== Work to be completed ==
Report every line from the material that contains the word "components".

== Data segment ==
▬▬▬▬▬▬
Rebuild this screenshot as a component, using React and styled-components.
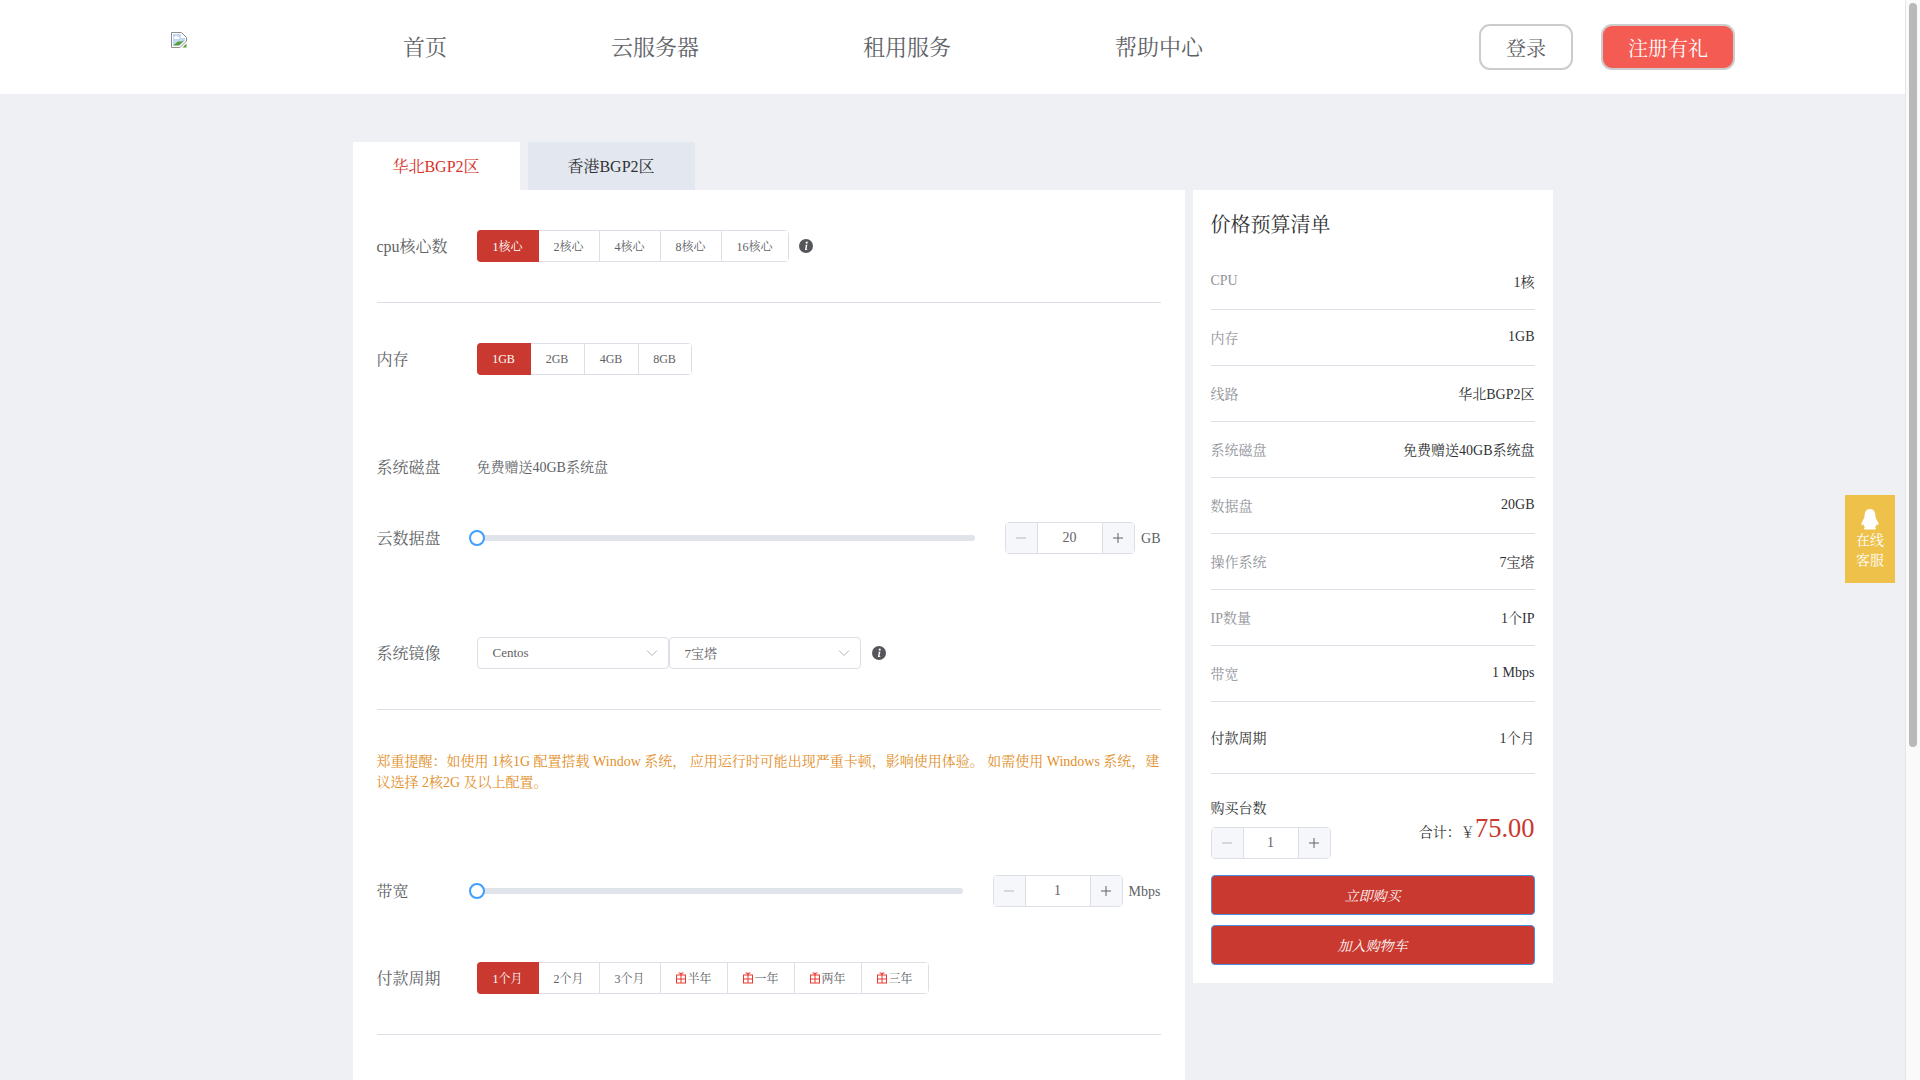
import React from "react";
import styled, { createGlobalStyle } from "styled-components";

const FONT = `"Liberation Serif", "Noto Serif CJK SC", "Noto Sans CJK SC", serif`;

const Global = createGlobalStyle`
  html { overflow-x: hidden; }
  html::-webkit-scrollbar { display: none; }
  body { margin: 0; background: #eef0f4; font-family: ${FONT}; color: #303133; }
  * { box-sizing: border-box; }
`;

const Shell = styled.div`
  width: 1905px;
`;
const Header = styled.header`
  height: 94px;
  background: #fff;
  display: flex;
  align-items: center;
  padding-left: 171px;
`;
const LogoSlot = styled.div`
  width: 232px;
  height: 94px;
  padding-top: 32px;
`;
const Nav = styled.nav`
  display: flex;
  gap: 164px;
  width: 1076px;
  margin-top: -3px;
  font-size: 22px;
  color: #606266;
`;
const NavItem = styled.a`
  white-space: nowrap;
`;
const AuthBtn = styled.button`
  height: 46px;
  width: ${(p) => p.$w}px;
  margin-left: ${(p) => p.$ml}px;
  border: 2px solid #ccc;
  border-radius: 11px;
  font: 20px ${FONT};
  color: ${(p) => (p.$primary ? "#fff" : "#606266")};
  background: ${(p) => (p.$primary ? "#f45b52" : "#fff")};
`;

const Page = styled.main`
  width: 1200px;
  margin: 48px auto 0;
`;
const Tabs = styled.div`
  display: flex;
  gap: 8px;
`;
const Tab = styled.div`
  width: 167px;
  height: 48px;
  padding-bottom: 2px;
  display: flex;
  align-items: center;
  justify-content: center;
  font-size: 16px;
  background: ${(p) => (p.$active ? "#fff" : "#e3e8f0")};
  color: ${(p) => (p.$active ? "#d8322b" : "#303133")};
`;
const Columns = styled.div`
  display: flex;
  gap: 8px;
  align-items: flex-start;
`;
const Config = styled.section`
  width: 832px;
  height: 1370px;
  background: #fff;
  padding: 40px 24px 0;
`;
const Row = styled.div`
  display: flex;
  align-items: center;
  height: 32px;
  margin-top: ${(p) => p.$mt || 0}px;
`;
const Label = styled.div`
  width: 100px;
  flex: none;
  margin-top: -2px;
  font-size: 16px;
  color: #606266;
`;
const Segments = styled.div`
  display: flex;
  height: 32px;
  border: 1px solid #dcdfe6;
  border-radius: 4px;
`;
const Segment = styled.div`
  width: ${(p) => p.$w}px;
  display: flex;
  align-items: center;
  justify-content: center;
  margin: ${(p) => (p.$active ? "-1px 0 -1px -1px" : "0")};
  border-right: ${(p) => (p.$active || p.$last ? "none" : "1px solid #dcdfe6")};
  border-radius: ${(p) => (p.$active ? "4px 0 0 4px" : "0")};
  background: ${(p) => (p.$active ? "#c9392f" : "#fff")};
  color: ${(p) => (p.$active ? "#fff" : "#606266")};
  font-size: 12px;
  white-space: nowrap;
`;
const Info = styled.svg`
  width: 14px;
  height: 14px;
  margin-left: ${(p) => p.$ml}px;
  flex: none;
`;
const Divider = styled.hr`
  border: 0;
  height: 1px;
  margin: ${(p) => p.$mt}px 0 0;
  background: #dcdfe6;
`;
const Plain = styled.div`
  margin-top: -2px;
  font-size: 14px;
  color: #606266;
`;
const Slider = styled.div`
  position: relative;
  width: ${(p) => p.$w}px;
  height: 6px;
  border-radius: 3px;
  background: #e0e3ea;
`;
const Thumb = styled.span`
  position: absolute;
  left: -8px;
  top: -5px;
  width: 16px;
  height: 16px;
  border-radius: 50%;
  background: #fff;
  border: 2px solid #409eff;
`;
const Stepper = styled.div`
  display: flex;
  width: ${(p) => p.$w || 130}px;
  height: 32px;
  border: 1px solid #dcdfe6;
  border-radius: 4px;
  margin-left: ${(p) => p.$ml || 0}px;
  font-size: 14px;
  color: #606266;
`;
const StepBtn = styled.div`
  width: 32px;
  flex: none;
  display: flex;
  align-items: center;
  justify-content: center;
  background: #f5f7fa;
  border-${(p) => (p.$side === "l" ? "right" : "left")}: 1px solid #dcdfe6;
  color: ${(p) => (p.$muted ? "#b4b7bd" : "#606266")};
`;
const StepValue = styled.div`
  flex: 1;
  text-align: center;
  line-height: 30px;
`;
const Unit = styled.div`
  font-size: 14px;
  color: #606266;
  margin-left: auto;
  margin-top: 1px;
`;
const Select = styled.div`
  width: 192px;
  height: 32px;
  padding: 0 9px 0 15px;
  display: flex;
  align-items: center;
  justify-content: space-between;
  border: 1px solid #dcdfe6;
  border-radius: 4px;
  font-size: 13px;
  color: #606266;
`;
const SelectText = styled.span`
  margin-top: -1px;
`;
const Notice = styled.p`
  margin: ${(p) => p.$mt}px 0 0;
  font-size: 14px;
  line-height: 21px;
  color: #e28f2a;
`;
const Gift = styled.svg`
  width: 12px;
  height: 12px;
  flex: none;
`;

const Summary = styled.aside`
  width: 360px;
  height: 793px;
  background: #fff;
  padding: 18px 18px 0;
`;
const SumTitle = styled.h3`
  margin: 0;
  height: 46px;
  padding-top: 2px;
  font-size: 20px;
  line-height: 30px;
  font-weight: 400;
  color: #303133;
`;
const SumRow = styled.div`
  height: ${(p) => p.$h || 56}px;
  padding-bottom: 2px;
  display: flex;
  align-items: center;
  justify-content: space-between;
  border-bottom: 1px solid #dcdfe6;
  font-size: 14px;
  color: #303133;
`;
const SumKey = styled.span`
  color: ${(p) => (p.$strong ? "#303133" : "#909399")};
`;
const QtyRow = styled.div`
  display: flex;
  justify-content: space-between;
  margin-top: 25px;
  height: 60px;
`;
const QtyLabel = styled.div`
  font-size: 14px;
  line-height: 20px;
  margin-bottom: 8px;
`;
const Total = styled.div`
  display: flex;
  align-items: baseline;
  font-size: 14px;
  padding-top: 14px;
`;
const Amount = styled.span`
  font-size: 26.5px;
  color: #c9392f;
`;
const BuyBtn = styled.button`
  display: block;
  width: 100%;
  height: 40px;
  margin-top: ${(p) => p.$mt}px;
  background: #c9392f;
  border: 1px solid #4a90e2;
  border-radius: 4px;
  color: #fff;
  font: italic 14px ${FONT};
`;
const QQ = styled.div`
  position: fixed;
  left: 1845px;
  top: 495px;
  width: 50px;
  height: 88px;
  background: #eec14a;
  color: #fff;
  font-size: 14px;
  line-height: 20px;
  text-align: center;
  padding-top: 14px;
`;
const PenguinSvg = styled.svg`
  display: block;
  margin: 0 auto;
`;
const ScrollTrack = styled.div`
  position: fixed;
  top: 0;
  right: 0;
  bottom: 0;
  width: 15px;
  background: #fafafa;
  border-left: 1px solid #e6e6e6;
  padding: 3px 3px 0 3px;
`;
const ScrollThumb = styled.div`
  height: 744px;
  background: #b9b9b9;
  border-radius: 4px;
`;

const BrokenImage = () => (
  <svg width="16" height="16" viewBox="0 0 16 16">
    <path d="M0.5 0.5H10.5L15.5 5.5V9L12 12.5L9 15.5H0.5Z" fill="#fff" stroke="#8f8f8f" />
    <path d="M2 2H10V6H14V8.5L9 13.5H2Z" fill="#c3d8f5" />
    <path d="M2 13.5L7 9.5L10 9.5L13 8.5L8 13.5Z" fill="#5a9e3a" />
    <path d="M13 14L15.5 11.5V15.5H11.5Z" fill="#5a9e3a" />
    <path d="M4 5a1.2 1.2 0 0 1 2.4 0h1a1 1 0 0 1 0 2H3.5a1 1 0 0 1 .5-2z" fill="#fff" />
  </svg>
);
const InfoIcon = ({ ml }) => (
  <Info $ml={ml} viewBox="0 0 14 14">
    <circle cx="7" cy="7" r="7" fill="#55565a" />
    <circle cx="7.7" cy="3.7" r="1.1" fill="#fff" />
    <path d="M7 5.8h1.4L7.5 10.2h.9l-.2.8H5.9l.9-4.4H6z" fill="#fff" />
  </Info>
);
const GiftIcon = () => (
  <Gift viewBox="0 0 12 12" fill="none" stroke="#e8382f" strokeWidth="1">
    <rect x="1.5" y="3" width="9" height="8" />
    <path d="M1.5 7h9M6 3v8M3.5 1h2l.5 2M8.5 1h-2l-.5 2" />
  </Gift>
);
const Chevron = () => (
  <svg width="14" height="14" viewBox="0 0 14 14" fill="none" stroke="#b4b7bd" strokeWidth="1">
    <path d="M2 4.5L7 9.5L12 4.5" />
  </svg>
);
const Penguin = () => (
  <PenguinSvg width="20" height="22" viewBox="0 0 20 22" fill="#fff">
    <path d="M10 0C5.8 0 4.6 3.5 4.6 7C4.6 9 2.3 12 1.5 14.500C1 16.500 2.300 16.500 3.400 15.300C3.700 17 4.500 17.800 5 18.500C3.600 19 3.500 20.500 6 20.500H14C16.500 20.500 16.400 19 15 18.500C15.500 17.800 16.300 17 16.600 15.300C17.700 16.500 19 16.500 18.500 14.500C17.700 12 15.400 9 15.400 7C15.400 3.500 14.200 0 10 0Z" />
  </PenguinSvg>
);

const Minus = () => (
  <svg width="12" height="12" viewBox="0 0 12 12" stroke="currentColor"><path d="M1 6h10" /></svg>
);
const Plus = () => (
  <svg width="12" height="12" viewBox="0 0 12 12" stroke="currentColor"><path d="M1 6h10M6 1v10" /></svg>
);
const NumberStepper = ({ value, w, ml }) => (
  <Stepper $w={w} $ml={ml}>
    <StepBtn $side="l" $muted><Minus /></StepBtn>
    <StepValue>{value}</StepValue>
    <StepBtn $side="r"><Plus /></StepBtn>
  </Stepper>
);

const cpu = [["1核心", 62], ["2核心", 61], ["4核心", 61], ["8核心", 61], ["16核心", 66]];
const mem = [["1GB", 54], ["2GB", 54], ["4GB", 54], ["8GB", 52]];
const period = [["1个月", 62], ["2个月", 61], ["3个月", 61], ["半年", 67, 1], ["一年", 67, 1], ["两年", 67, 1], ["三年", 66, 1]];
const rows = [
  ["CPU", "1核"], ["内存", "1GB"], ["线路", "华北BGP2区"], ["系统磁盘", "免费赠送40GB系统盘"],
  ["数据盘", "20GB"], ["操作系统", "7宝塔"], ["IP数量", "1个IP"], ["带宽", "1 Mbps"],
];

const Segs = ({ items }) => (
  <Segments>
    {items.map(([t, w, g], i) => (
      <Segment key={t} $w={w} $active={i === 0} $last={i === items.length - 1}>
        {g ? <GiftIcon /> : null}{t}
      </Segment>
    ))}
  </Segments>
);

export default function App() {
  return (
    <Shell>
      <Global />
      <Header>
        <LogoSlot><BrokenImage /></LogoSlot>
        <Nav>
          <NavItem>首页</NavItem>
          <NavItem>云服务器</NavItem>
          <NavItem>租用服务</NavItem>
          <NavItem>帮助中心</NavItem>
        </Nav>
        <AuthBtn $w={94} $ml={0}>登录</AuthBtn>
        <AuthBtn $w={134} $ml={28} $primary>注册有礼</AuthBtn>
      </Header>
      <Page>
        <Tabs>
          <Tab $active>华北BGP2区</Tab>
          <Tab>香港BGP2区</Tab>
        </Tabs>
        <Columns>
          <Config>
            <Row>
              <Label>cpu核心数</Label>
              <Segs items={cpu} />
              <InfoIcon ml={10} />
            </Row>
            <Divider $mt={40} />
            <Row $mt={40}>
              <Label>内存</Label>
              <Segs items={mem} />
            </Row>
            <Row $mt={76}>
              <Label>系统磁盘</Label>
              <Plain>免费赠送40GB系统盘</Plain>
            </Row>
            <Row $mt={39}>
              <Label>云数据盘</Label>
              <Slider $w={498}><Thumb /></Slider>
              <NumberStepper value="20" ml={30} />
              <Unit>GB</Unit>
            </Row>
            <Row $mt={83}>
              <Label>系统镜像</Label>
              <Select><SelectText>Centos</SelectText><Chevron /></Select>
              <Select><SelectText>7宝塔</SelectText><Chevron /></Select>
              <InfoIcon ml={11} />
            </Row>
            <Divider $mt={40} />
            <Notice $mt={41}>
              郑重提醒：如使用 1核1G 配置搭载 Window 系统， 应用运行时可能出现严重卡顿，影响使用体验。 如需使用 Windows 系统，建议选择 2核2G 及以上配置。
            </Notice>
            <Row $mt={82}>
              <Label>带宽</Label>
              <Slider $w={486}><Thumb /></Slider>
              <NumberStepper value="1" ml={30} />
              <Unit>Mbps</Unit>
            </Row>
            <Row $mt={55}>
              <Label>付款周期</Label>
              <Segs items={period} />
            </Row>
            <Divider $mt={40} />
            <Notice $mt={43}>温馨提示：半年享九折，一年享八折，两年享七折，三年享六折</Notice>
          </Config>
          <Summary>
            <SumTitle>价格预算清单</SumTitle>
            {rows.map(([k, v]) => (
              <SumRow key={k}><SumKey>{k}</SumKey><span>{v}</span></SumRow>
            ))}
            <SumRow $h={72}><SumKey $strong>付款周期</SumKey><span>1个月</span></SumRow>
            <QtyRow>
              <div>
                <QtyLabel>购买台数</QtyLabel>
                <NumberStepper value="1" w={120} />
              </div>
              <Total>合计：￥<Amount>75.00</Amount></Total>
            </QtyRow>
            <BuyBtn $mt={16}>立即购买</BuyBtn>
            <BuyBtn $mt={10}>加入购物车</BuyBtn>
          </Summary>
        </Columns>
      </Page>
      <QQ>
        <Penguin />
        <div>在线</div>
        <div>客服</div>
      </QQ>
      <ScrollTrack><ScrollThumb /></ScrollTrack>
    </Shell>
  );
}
▬▬▬▬▬▬
== Answer to the exercise ==
Rebuild this screenshot as a component, using React and styled-components.
import styled, { createGlobalStyle } from "styled-components";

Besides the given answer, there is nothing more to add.